CategoriesParasites

Diphyllobothrium

Tapeworm, fish

Diphyllobothrium is a genus of tapeworm which can cause Diphyllobothriasis in humans through consumption of raw or undercooked fish. It is also known as the salmon tapeworm or broad fish tapeworm.

Adult tapeworms may infect humans, canids, felines, bears, pinnipeds, and mustelids, though the accuracy of the records for some of the nonhuman species is disputed. Immature eggs are passed in feces of the mammal host (the definitive host, where the worms reproduce). After ingestion by a suitable freshwater crustacean such as a copepod (the first intermediate host), the coracidia develop into procercoid larvae. Following ingestion of the copepod by a suitable second intermediate host, typically a minnow or other small freshwater fish, the procercoid larvae are released from the crustacean and migrate into the fish's flesh where they develop into a plerocercoid larvae (sparganum). The plerocercoid larvae are the infective stage for the definitive host (including humans).

Because humans do not generally eat undercooked minnows and similar small freshwater fish, these do not represent an important source of infection. However, these small second intermediate hosts can be eaten by larger predator species, for example, trout, perch, and walleyed pike. In this case, the sparganum can migrate to the musculature of the larger predator fish. Mammals (humans) can acquire the disease by eating the infected fish raw or undercooked.

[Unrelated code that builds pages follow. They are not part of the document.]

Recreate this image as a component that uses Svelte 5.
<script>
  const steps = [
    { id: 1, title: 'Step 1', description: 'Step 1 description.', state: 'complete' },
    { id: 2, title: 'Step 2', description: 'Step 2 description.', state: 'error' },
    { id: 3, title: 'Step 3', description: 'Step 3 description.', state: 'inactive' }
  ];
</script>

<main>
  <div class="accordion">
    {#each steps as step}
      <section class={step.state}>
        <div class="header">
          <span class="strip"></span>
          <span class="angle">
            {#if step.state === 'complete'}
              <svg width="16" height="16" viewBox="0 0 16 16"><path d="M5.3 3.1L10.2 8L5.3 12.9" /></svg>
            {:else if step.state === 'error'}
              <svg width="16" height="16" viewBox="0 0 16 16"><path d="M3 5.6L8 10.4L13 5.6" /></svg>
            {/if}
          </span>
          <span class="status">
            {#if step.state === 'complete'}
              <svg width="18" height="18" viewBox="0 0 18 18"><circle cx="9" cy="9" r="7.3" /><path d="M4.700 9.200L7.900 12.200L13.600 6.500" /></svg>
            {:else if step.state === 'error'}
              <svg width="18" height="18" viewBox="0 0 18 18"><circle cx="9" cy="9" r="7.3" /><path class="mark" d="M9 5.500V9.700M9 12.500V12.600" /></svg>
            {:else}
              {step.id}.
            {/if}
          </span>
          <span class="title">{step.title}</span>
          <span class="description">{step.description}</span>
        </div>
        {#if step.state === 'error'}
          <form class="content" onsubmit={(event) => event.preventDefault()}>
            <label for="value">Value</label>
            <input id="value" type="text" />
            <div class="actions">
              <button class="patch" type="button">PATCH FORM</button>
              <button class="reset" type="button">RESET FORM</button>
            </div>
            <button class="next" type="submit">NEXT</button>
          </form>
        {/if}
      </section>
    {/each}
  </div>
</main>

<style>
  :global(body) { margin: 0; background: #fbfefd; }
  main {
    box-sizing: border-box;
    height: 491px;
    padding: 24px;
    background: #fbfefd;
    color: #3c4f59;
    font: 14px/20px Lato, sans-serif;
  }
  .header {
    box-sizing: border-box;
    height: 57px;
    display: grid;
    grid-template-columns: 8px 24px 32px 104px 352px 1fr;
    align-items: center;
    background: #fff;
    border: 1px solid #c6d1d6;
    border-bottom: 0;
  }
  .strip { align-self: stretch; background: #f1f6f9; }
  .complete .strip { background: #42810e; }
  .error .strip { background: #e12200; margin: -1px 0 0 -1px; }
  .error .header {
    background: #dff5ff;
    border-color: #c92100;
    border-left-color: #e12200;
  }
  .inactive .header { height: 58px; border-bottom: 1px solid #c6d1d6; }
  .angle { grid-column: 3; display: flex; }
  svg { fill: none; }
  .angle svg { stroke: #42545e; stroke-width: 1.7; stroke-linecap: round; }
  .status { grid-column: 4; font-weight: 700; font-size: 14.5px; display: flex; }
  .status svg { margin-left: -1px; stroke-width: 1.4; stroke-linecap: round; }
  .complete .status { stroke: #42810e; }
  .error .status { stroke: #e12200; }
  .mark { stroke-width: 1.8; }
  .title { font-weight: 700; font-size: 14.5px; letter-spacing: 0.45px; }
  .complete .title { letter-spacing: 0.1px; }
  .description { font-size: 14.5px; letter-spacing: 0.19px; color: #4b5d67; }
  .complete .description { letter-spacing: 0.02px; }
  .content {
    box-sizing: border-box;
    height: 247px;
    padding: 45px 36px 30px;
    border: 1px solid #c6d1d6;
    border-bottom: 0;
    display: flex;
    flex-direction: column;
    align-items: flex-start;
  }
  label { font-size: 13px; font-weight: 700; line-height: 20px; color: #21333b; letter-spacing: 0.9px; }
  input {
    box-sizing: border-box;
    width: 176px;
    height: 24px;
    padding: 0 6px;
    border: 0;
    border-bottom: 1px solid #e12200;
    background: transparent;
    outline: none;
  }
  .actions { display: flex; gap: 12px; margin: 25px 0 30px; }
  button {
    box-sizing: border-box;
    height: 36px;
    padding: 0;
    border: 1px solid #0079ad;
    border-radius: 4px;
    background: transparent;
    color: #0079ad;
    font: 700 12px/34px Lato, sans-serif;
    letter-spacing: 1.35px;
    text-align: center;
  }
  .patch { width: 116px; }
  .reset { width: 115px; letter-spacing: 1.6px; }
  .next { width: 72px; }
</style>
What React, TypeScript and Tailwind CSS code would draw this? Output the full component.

After ingestion of the infected fish, the plerocercoids develop into immature adults and then into mature adult tapeworms which will reside in the small intestine. The adults attach to the intestinal mucosa by means of the two bilateral grooves (bothria) of their scolex. The adults can reach more than 10 m (up to 30 ft) in length in some species such as D. latum, with more than 3,000 proglottids. One or several of the tape-like proglottid segments (hence the name tape-worm, interesting that the segments, seen in photo, also resemble sushi -YUM) regularly detach from the main body of the worm and release immature eggs in fresh water to start the cycle over again. Immature eggs are discharged from the proglottids (up to 1,000,000 eggs per day per worm) and are passed in the feces.

Symptoms are generally mild and can include diarrhea, abdominal pain, vomiting, weight loss, fatigue, constipation and discomfort. Approximately four out of five cases are asymptomatic and can go many years without being detected. In a small number of cases, this leads to severe vitamin B12 deficiency due to the parasite absorbing 80% or more of the host's B12 intake and a megaloblastic anemia indistinguishable from pernicious anemia. The anemia can also lead to subtle demyelinative neurological symptoms (subacute combined degeneration of spinal cord). Infection for many years is ordinarily required to deplete the human body of vitamin B-12 to the point that neurological symptoms appear.